TASK DETAILS: Of the lines in the listing below, how many hold "styles"? Answer with the number only.

DATA EXTRACT:

────────

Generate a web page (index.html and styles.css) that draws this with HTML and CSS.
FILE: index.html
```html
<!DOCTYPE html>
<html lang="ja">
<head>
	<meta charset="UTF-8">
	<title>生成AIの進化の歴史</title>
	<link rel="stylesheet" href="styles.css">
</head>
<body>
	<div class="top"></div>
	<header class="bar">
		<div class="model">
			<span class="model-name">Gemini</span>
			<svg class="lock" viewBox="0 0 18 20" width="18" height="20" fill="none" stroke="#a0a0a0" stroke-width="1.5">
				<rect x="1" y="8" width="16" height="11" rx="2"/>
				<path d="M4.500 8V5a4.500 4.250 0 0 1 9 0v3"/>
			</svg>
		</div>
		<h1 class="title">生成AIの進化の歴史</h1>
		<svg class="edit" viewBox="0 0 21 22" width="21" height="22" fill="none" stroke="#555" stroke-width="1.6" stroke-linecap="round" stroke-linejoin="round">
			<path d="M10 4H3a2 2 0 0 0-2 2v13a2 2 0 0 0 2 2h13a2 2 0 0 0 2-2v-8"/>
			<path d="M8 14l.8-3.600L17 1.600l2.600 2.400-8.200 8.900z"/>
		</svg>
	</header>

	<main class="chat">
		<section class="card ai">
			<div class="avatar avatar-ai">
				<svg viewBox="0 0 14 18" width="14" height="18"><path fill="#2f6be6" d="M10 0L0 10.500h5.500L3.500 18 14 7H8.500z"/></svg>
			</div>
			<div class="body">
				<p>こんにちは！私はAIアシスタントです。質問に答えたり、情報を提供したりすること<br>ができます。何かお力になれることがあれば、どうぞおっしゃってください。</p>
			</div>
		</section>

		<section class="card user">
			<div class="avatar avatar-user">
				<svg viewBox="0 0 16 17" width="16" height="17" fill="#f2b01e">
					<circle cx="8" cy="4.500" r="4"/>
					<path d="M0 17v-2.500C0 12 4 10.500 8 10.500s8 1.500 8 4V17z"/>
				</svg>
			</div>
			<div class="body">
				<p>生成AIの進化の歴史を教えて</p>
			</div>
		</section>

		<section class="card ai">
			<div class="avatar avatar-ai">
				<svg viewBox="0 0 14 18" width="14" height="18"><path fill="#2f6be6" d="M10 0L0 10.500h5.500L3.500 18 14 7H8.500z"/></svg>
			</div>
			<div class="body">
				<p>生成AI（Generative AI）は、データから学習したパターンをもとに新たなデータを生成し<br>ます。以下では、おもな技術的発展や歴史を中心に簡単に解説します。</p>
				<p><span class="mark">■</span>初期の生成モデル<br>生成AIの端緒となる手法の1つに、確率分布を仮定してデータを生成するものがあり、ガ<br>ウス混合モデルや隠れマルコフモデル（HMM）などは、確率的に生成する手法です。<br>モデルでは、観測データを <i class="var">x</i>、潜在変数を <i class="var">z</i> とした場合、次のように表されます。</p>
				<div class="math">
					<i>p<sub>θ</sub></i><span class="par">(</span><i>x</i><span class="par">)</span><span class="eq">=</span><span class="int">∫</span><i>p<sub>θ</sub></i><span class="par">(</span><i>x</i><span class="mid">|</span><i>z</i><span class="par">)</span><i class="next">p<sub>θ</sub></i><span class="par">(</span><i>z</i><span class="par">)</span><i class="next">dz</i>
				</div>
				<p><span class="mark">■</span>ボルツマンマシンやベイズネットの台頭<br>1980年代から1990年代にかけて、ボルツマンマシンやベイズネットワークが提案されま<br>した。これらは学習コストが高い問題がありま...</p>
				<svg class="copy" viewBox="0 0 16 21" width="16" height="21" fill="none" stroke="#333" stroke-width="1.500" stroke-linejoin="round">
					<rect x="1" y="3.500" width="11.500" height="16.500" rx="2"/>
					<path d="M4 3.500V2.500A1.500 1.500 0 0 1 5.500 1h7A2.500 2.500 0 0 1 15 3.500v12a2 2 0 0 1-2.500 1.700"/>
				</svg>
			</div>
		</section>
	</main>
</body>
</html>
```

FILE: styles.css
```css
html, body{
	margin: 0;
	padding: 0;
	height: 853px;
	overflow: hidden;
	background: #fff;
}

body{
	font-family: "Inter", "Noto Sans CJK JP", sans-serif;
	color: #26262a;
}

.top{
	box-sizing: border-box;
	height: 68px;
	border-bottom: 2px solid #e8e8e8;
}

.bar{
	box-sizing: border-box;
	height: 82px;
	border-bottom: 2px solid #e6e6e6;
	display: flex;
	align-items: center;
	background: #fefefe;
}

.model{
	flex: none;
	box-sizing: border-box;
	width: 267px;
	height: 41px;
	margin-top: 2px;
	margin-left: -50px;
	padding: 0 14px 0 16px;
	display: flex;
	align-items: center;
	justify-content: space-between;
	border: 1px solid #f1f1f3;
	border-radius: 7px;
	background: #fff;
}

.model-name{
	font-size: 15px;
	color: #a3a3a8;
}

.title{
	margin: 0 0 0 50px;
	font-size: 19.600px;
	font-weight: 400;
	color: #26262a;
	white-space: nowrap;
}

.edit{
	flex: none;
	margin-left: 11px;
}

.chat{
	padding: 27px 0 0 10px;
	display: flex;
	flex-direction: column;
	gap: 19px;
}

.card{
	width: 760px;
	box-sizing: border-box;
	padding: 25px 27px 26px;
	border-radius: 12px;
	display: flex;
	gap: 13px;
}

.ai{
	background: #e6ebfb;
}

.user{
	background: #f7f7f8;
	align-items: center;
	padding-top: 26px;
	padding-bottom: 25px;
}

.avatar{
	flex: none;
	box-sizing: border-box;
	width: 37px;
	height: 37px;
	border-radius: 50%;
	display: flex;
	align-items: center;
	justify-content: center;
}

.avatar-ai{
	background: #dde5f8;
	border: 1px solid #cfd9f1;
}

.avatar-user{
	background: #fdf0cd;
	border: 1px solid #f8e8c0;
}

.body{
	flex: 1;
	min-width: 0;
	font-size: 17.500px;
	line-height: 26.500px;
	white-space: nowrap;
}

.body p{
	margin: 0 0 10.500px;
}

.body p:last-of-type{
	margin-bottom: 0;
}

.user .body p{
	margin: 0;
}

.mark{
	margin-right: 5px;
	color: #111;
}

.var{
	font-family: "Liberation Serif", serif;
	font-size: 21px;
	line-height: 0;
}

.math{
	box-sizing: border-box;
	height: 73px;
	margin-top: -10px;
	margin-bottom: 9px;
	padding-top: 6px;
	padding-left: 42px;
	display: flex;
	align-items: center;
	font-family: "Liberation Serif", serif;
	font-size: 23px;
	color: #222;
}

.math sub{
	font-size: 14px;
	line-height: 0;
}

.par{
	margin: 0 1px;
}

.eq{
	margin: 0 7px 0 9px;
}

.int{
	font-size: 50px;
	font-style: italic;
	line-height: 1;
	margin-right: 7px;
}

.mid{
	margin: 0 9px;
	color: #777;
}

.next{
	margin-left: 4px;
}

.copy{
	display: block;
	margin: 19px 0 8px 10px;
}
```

────────

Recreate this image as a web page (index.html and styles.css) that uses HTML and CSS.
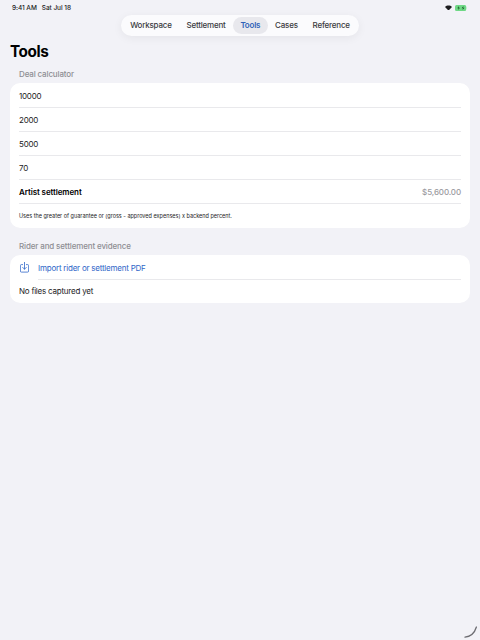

────────

TASK RESULT: 4